TimescaleDB → ClickHouse

  1. 1. Stop the backend and worker: docker compose stop backend worker
  2. 2. Set STORAGE_ENGINE=clickhouse in your .env
  3. 3. Start with the ClickHouse profile: docker compose --profile clickhouse up -d
  4. 4. Reservoir creates the ClickHouse tables on startup
  5. 5. Run the migration script to copy historical data
  6. 6. Start backend and worker — new logs flow into ClickHouse

ClickHouse → TimescaleDB

  1. 1. Stop the backend and worker
  2. 2. Set STORAGE_ENGINE=timescale (or remove the variable entirely)
  3. 3. Run the migration script to copy historical data
  4. 4. Restart: docker compose up -d
  5. 5. Optionally stop the ClickHouse container if no longer needed

Data Migration

LogTide includes a built-in migration script that copies logs, spans, and traces between engines. It preserves log IDs so that existing references (detection events, exceptions, error groups) continue to work after migration.

What Gets Migrated

Only the 3 tables managed by Reservoir are migrated:

  • logs — core log data (IDs preserved)
  • spans — OpenTelemetry spans
  • traces — aggregated trace records

Everything else (users, organizations, projects, alert rules, Sigma rules, incidents, etc.) stays in PostgreSQL and is not affected.

Basic Usage

# From the backend directory
cd packages/backend

# Auto-detect direction (current STORAGE_ENGINE → the other)
pnpm migrate:storage

# Explicit direction
pnpm migrate:storage -- --from timescale --to clickhouse

# Dry run — show record counts without migrating
pnpm migrate:storage -- --dry-run

Options

Flag Description Default
--from <engine> Source engine current STORAGE_ENGINE
--to <engine> Destination engine the other engine
--dry-run Show record counts only, don't write false
--project-id <uuid> Migrate a single project all projects
--batch-size <n> Records per batch 5000
--skip-validation Skip post-migration count check false
Resumable

The migration is safe to interrupt and resume.

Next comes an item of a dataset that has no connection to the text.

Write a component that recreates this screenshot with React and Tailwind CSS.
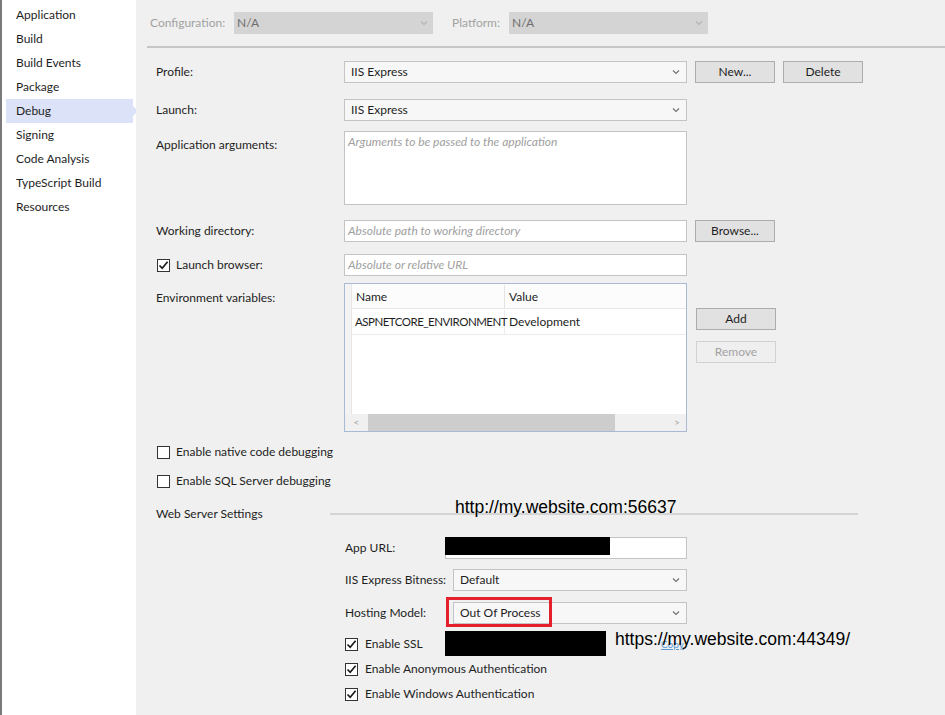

It tracks how many records already exist in the destination and picks up where it left off. If you stop the script mid-way (Ctrl+C), just run the same command again to continue.

ID Preservation

Log IDs are preserved during migration. This is important because detection events, exceptions, and error groups reference logs by ID. Without ID preservation, those cross-references would break silently after switching engines.

Example Output

Storage Migration: timescale → clickhouse
==================================================

Found 3 projects across 2 organizations

[1/3] api-service (acme-corp)
  Logs:   source=1,234,567 | dest=500,000 | to migrate=734,567
  Spans:  source=456,789   | dest=0       | to migrate=456,789
  Traces: source=12,345    | dest=0       | to migrate=12,345

  Logs: 100.0% | 734,567/734,567 | done in 2m 24s
  Spans: 100.0% | 456,789/456,789 | done in 58s
  Traces: 100.0% | 12,345/12,345 | done in 4s
  Validation: logs OK | spans OK | traces OK

[2/3] web-app (acme-corp)
  Already migrated.

Summary
==================================================
Projects: 3/3 completed
Logs:     2,500,000 migrated
Spans:    800,000 migrated
Traces:   25,000 migrated
Time:     5m 12s
Errors:   0

How Reservoir Works

Reservoir is an internal package (@logtide/reservoir) that abstracts all log and span I/O behind a unified TypeScript API. Here's what it handles:

Log Operations
  • ingest() — Batch insert logs
  • query() — Search with filters, pagination
  • aggregate() — Time-bucketed stats
  • count() — Filtered log counts
  • distinct() — Unique field values
  • topValues() — Top N values by count
  • getById() / getByIds() — Direct lookups
  • deleteByTimeRange() — Retention cleanup
Span & Trace Operations
  • ingestSpans() — Batch insert spans
  • upsertTrace() — Create/update trace records
  • querySpans() — Search spans
  • queryTraces() — Search traces
  • getSpansByTraceId() — Trace detail view
  • getServiceDependencies() — Service map
  • healthCheck() — Engine connectivity
  • getEngineType() — Runtime engine info
Engine-Specific Optimizations

Reservoir doesn't just wrap SQL — each engine has its own query translator that generates optimized native queries:

Feature TimescaleDB ClickHouse
Batch insert UNNEST($1::text[], ...) INSERT ... FORMAT JSONEachRow
Full-text search tsvector @@ tsquery hasToken() / positionCaseInsensitive()
Substring search pg_trgm GIN index ngrambf_v1 bloom filter
Time filtering Chunk pruning PREWHERE partition key
Aggregation Continuous aggregates Raw GROUP BY (columnar scan)
Deletion drop_chunks() / DELETE ALTER TABLE DELETE (async)
Engine Branching

Some features have engine-specific fast paths. For example, dashboard charts use TimescaleDB continuous aggregates when available, but fall back to raw Reservoir queries on ClickHouse. The application detects the engine at runtime via reservoir.getEngineType() and chooses the optimal code path automatically.